PROBLEM REQUIREMENTS - Wherever the string "code" appears, copy the whole line.

SUPPLIED MATERIAL -
:::

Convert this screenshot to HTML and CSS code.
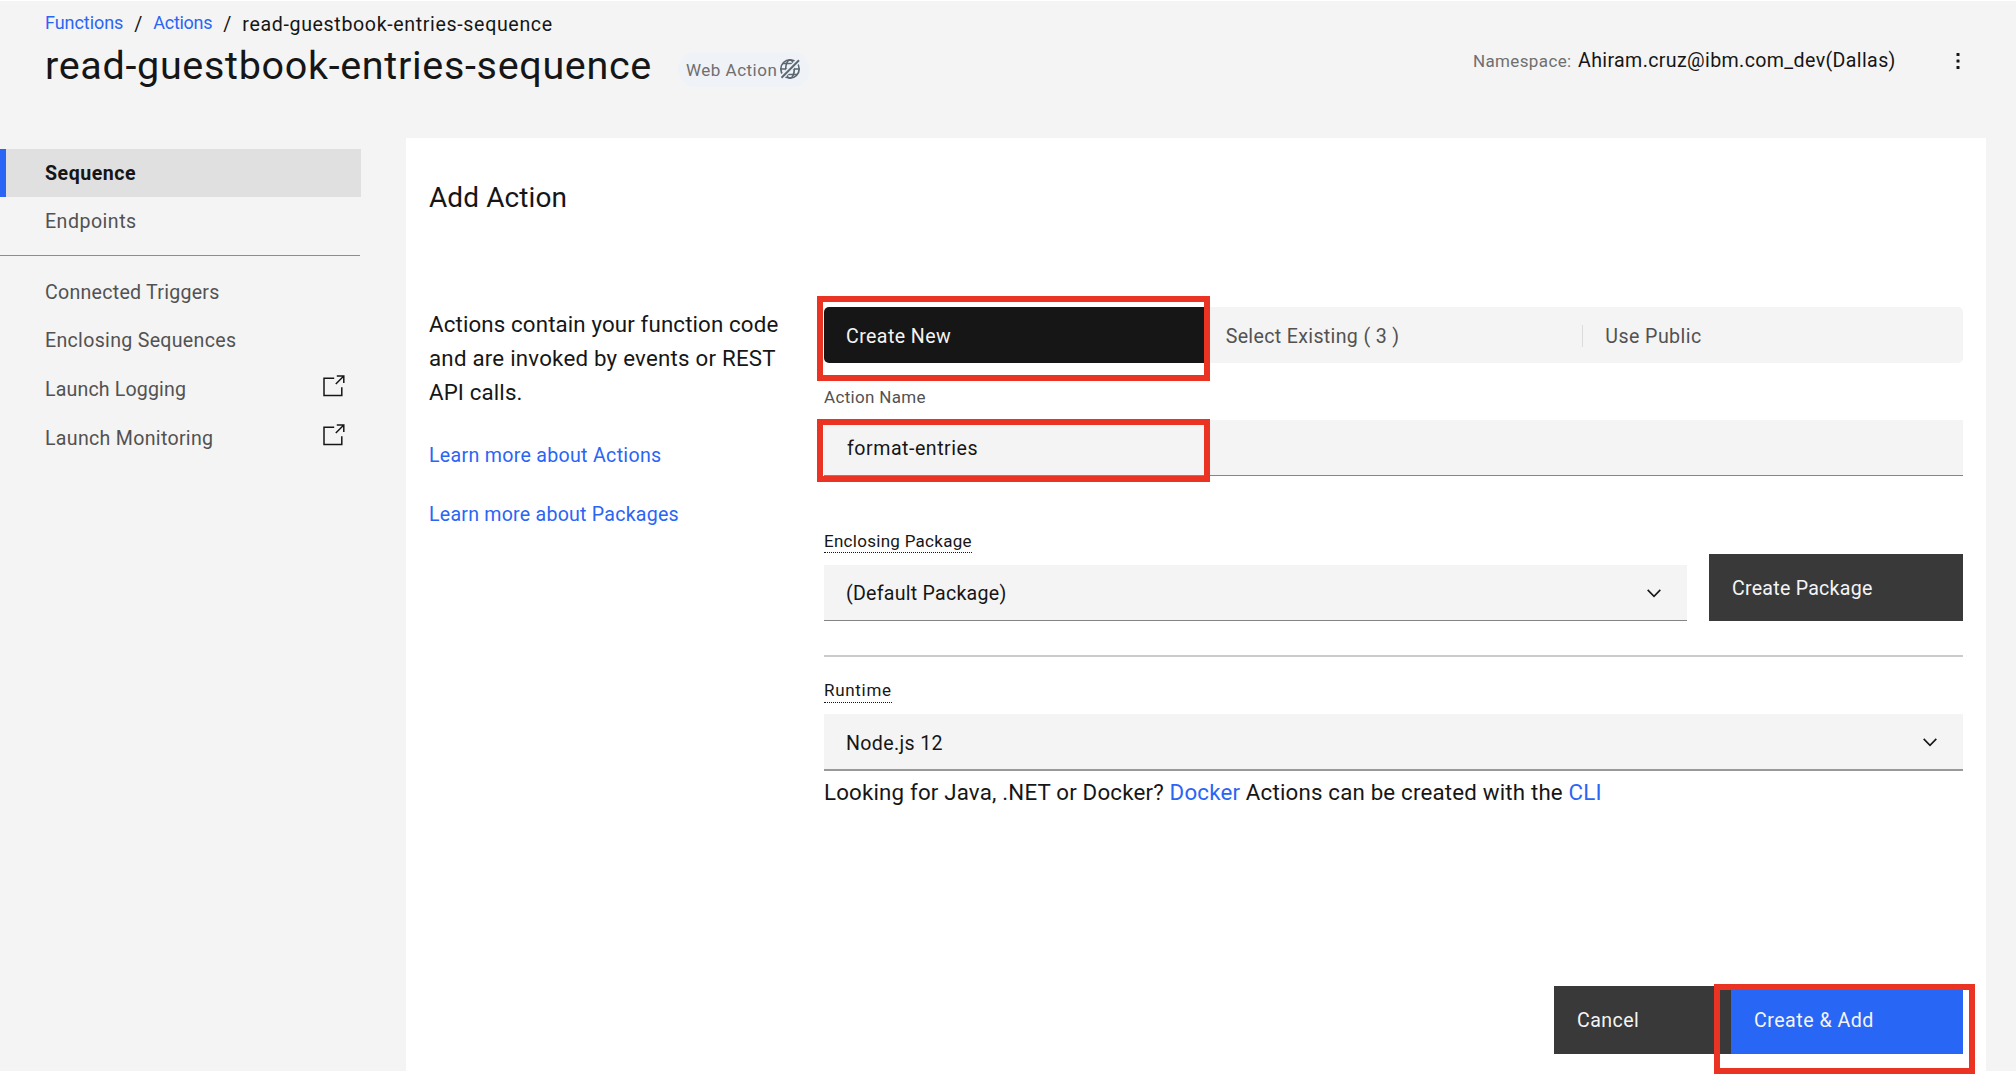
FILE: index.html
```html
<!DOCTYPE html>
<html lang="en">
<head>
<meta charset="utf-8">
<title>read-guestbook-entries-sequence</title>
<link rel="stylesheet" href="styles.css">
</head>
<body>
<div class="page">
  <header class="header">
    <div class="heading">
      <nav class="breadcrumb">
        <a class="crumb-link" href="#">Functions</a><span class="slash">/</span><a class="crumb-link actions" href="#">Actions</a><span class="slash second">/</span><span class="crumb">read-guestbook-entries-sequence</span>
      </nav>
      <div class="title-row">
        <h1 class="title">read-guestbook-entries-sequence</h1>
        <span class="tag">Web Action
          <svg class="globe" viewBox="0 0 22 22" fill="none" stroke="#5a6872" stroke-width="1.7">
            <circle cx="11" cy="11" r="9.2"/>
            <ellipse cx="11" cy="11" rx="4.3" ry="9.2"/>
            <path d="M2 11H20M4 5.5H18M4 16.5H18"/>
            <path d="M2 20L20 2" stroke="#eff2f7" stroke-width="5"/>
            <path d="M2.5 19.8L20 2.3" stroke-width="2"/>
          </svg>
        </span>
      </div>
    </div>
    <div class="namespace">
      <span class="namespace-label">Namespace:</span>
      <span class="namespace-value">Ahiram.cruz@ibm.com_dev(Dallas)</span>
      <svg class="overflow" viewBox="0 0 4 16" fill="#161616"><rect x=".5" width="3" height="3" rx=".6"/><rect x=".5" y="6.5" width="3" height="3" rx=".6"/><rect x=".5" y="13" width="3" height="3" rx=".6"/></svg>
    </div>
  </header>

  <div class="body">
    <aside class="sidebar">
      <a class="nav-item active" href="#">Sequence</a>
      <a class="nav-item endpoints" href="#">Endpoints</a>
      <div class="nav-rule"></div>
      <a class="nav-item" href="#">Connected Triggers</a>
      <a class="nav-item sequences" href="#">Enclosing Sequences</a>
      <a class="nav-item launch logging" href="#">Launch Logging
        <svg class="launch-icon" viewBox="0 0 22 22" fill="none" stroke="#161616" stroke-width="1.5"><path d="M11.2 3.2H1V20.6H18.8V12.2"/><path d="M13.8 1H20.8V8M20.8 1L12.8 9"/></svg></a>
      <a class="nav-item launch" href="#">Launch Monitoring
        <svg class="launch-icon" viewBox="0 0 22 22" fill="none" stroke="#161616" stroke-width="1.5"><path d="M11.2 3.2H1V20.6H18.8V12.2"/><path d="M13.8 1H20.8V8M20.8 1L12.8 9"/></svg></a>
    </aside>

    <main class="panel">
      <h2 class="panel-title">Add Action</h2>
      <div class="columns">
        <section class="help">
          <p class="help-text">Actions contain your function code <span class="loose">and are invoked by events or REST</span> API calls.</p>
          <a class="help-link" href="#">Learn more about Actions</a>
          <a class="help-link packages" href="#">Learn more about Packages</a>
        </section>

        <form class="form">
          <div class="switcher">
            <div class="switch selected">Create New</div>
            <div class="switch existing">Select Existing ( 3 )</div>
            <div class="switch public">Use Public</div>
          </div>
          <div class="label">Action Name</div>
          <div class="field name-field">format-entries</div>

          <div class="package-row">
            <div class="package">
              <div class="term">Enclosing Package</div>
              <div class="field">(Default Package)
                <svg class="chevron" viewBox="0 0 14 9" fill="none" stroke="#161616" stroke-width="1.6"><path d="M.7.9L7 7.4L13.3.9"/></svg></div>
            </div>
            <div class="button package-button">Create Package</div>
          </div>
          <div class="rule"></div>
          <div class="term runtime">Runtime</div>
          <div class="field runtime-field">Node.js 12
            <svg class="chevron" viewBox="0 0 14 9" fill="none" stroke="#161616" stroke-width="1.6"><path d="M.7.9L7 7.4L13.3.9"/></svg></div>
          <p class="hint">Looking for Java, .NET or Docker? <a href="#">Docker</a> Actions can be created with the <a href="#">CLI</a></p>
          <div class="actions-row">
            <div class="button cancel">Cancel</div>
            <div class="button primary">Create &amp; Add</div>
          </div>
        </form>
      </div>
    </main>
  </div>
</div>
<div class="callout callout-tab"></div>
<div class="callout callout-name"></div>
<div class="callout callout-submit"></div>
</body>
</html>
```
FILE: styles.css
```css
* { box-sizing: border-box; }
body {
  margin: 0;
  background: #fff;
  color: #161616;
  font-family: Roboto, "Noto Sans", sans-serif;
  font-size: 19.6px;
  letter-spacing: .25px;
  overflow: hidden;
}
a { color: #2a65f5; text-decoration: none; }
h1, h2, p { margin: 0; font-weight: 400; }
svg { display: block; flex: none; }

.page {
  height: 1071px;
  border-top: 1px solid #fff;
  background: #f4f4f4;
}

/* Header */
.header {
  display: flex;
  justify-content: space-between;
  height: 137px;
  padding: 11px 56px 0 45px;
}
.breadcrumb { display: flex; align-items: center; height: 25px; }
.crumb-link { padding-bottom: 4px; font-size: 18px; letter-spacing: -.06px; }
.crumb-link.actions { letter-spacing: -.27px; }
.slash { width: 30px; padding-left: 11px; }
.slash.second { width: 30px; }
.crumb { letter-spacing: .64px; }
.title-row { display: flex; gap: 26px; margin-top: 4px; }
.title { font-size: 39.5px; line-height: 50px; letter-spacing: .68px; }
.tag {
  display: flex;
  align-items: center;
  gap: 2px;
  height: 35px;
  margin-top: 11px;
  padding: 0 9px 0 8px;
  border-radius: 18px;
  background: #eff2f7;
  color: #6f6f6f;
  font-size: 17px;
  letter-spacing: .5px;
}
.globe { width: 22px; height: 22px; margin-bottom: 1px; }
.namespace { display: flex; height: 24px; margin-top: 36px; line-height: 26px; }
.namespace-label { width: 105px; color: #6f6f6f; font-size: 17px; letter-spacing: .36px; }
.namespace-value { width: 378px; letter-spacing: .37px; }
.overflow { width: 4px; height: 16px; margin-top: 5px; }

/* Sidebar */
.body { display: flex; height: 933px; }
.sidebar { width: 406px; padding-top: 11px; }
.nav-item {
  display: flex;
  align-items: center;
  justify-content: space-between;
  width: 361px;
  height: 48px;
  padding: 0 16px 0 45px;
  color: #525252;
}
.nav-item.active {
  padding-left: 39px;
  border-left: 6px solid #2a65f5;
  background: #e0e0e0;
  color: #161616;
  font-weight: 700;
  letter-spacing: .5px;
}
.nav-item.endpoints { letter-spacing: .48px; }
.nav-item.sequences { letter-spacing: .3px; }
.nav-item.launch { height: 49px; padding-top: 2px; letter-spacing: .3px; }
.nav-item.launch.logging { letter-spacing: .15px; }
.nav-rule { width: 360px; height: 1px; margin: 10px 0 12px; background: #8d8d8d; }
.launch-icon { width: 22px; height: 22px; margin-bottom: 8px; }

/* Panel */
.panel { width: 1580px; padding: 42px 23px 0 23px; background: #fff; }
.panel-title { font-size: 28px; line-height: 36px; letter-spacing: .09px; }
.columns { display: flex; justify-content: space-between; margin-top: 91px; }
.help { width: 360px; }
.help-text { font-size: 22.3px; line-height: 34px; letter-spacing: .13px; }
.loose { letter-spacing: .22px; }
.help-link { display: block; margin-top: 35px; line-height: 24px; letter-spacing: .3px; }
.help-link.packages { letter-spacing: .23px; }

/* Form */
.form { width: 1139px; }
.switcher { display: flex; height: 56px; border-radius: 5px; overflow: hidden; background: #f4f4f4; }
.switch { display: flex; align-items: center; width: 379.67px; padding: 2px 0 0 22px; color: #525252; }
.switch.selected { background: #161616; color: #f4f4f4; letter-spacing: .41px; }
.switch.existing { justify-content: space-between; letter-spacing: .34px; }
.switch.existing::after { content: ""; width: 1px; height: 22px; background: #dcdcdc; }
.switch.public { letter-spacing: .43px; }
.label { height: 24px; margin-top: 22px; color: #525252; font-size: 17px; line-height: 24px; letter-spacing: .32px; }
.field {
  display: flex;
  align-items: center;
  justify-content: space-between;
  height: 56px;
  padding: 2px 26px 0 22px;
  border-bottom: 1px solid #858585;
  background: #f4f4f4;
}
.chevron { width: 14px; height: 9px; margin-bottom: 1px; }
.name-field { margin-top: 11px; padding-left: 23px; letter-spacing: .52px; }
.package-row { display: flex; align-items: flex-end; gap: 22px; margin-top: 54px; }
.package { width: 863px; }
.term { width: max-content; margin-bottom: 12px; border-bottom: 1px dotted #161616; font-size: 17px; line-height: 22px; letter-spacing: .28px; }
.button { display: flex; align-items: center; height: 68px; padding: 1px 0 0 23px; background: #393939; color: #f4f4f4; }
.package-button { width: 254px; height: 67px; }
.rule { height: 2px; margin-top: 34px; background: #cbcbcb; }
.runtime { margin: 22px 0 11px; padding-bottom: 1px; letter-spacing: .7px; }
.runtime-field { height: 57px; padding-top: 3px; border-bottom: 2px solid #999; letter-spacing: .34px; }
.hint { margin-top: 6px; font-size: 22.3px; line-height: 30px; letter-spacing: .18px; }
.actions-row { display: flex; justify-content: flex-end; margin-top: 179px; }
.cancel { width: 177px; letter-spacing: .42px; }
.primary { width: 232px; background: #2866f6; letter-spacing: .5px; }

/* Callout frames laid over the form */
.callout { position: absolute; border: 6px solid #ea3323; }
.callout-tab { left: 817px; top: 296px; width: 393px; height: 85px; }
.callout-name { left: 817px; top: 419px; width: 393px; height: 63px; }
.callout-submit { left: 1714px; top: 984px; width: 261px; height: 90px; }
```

:::

COMPLETED TASK -
Convert this screenshot to HTML and CSS code.
          <p class="help-text">Actions contain your function code <span class="loose">and are invoked by events or REST</span> API calls.</p>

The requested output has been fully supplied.